** start of Listed records **

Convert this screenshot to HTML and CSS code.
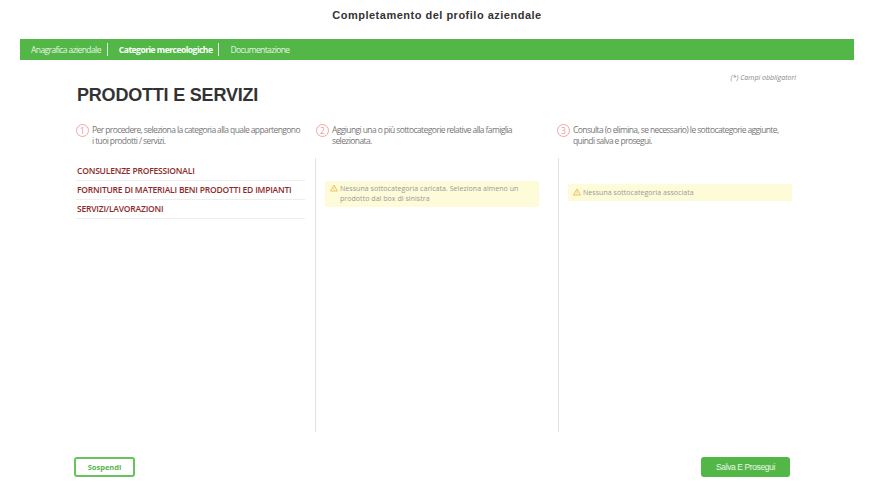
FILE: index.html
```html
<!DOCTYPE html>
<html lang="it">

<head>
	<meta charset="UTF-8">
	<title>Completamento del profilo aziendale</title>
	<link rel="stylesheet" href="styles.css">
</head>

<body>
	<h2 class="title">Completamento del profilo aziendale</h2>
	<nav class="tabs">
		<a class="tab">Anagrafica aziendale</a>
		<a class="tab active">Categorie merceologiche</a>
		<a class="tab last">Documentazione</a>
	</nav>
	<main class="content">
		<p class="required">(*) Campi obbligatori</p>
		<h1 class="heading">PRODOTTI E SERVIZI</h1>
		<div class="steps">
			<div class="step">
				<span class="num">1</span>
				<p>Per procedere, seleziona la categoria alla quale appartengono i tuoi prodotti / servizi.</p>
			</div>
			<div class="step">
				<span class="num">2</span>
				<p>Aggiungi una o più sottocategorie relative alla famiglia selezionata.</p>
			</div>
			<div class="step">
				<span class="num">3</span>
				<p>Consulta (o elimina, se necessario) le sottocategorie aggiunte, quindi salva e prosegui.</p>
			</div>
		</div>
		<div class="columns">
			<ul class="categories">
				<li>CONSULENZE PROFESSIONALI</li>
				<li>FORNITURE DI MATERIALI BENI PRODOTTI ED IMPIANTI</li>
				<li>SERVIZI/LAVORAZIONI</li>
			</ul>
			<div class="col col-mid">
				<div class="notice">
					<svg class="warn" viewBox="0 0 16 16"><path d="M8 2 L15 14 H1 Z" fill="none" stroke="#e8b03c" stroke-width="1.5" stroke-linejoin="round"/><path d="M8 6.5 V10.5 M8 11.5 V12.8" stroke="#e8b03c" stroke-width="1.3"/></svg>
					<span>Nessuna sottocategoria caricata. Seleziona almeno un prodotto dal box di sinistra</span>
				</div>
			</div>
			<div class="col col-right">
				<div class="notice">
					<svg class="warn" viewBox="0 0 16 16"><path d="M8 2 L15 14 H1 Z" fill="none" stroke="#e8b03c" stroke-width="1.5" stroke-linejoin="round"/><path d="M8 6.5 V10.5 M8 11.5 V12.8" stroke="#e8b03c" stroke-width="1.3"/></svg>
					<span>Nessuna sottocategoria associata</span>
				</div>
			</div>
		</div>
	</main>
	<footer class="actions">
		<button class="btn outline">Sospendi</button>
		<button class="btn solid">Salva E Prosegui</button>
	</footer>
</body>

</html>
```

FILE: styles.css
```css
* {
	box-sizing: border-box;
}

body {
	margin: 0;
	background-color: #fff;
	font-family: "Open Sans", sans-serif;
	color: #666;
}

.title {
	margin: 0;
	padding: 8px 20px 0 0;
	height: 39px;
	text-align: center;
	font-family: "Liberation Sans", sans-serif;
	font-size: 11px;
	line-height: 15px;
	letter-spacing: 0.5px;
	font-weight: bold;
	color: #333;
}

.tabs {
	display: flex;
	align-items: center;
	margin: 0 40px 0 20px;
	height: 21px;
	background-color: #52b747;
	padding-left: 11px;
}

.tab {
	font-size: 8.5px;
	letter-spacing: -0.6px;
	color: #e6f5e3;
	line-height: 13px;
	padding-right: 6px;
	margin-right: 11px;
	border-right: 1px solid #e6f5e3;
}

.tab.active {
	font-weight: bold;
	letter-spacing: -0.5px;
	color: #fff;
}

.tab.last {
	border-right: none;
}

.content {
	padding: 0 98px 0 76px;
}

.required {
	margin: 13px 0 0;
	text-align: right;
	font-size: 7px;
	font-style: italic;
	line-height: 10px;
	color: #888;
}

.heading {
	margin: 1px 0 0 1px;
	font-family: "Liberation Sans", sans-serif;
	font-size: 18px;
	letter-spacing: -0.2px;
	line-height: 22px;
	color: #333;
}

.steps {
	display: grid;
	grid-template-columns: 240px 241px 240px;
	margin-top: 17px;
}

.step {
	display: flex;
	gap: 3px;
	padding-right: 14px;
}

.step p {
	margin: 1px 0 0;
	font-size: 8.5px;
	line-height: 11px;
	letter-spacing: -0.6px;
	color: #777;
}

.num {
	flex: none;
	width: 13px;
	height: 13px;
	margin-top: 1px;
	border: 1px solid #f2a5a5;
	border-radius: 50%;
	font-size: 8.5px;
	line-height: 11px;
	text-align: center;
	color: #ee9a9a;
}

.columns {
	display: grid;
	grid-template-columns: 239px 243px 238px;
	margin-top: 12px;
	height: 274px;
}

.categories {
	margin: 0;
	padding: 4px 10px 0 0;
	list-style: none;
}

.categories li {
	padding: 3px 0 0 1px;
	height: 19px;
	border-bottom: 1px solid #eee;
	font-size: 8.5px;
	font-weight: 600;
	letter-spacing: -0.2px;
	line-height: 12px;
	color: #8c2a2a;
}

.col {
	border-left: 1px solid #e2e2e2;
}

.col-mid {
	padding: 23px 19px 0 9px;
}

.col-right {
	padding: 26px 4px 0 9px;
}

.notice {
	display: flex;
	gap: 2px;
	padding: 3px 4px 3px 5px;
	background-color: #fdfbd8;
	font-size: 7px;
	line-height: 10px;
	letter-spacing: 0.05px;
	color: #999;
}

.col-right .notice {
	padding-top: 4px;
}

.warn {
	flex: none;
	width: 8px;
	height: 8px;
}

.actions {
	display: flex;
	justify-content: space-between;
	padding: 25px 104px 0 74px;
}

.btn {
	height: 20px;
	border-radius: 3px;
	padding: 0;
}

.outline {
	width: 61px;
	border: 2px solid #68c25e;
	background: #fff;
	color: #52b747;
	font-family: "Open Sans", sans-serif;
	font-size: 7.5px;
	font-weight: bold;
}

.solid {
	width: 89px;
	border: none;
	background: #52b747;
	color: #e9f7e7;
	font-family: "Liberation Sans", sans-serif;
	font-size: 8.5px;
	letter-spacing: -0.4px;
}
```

** end of Listed records **
** start of Listed records **

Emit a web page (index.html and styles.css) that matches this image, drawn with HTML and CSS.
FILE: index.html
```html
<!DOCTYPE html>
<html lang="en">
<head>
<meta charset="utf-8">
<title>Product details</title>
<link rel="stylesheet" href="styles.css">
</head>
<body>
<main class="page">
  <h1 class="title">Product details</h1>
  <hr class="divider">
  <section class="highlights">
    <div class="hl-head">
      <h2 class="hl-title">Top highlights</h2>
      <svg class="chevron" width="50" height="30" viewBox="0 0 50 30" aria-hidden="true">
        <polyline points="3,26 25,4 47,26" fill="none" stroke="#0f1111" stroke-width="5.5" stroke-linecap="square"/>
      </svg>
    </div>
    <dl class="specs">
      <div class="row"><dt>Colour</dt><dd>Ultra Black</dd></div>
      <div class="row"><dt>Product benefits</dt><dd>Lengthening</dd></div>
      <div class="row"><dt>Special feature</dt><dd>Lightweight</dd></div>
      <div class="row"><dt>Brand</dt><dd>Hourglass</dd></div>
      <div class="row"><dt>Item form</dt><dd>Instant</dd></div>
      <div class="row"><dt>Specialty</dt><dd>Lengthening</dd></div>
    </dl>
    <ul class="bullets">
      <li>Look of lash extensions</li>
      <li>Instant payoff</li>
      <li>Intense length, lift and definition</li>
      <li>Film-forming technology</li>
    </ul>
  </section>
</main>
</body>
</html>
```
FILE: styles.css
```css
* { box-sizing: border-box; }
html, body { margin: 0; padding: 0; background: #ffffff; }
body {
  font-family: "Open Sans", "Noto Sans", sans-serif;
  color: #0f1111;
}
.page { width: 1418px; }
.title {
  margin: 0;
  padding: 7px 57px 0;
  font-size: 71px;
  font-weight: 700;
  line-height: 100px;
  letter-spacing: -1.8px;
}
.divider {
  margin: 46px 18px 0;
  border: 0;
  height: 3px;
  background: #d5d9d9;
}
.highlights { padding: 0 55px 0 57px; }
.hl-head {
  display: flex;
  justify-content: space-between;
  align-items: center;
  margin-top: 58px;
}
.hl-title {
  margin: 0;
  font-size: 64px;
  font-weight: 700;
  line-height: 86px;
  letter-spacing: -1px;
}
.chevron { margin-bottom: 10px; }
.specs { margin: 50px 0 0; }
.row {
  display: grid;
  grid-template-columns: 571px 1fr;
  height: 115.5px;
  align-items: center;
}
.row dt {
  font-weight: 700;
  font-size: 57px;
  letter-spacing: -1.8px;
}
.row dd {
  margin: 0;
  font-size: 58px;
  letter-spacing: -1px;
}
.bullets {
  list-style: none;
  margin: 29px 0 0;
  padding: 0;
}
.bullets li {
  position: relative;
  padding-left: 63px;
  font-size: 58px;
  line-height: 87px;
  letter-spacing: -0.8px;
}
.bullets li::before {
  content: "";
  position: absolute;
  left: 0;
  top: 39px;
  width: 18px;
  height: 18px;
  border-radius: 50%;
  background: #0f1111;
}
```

** end of Listed records **
** start of Listed records **

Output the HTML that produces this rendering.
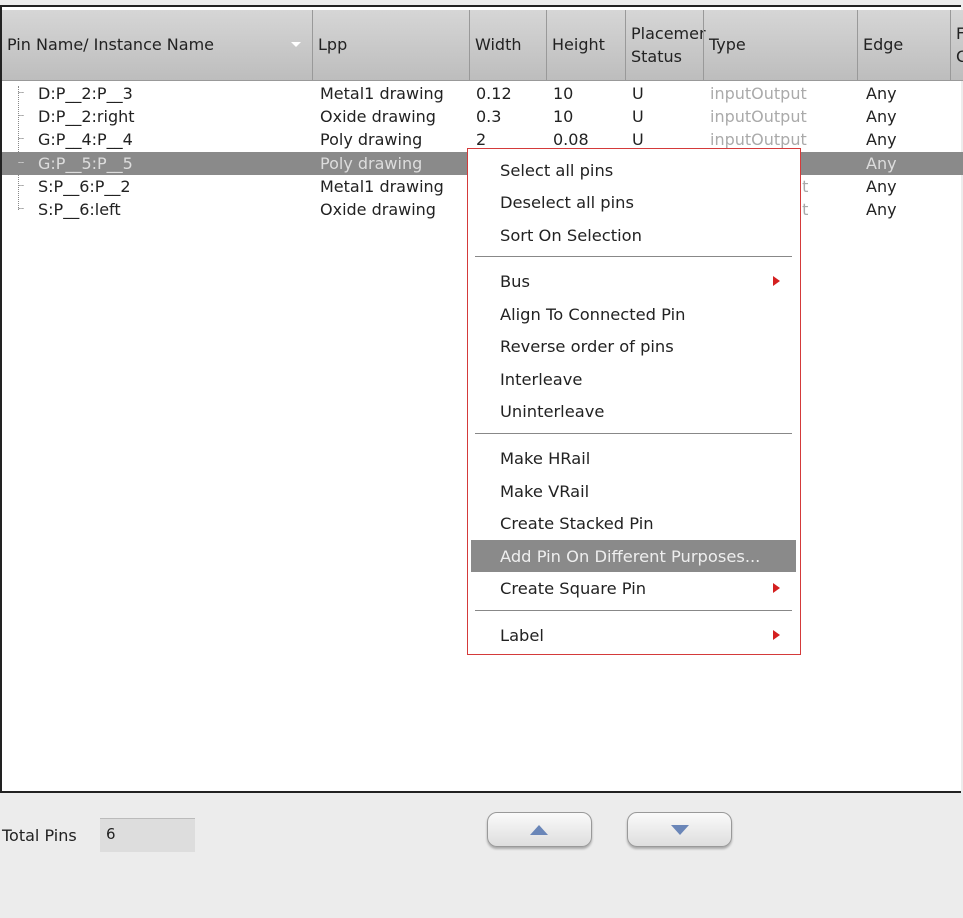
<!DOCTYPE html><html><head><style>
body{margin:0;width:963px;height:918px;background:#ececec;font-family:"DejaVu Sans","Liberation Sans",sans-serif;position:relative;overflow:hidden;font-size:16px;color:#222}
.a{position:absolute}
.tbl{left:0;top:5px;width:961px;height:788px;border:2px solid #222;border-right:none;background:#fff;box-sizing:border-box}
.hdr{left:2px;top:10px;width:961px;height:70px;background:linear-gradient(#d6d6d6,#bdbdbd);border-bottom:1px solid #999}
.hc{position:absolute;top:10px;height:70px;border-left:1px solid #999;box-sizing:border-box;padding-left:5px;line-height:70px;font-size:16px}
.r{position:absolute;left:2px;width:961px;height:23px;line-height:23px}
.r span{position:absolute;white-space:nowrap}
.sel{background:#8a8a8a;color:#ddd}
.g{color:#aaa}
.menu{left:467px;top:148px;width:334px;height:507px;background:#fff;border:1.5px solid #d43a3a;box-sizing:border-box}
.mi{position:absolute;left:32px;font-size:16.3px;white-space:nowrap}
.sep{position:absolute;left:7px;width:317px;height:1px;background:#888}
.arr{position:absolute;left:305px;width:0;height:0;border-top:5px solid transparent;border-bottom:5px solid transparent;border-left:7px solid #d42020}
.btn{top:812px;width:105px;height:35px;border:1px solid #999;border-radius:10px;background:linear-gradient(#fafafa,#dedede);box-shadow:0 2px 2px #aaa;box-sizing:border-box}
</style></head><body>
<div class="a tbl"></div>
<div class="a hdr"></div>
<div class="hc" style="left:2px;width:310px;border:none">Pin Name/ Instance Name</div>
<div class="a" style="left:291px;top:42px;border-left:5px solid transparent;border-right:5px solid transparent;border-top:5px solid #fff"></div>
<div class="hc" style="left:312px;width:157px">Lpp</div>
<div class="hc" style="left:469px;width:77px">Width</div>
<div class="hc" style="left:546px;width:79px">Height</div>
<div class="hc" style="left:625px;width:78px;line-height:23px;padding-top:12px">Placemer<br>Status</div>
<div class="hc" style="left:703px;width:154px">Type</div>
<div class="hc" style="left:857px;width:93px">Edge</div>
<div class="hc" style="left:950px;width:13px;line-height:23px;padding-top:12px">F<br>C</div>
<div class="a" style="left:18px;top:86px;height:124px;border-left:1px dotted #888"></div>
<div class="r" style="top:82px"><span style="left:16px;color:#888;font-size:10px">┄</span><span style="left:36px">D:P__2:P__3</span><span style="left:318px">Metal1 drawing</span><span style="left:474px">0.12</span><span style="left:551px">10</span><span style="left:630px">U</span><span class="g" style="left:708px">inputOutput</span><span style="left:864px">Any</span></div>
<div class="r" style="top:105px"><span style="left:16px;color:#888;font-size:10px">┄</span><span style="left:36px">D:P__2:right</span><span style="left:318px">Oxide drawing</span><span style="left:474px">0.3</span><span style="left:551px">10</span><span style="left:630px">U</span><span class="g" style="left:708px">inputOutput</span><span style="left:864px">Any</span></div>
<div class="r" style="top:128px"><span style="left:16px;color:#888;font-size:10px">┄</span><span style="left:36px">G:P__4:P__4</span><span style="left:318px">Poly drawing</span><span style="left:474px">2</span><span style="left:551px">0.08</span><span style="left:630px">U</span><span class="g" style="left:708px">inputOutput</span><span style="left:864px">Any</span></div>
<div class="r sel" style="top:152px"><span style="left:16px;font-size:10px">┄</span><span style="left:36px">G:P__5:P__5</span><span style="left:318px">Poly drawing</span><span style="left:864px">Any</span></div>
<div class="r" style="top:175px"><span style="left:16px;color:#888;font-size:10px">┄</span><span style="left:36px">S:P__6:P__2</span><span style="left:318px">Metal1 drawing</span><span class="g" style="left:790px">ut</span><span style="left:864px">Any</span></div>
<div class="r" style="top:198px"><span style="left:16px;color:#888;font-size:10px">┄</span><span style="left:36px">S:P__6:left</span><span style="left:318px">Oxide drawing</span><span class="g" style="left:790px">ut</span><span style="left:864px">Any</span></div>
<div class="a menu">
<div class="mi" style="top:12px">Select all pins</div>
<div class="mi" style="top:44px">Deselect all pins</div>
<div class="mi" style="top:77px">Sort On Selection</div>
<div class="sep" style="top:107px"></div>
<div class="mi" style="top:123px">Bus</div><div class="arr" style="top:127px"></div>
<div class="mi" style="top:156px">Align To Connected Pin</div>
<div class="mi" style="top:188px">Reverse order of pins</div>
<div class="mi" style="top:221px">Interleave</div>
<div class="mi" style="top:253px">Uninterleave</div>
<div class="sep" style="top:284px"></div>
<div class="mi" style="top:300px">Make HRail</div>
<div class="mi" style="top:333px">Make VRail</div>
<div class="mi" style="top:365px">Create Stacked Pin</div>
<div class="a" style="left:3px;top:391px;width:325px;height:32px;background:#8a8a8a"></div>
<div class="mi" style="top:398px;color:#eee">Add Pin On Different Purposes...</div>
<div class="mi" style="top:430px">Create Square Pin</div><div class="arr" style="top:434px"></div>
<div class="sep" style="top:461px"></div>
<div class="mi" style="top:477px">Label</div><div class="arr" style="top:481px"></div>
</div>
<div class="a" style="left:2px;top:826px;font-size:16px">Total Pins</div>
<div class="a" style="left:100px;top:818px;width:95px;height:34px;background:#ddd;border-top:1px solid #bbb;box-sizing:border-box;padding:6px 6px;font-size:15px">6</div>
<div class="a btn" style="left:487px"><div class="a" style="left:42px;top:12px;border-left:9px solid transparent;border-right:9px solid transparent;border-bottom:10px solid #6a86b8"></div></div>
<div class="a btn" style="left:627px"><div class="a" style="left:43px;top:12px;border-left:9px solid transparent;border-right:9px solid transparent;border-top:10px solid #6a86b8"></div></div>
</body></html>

** end of Listed records **

- [What you have to do]: Read through the data and copy every line where "page" shows up.

- [Solution for this task]:
Emit a web page (index.html and styles.css) that matches this image, drawn with HTML and CSS.
<main class="page">
.page { width: 1418px; }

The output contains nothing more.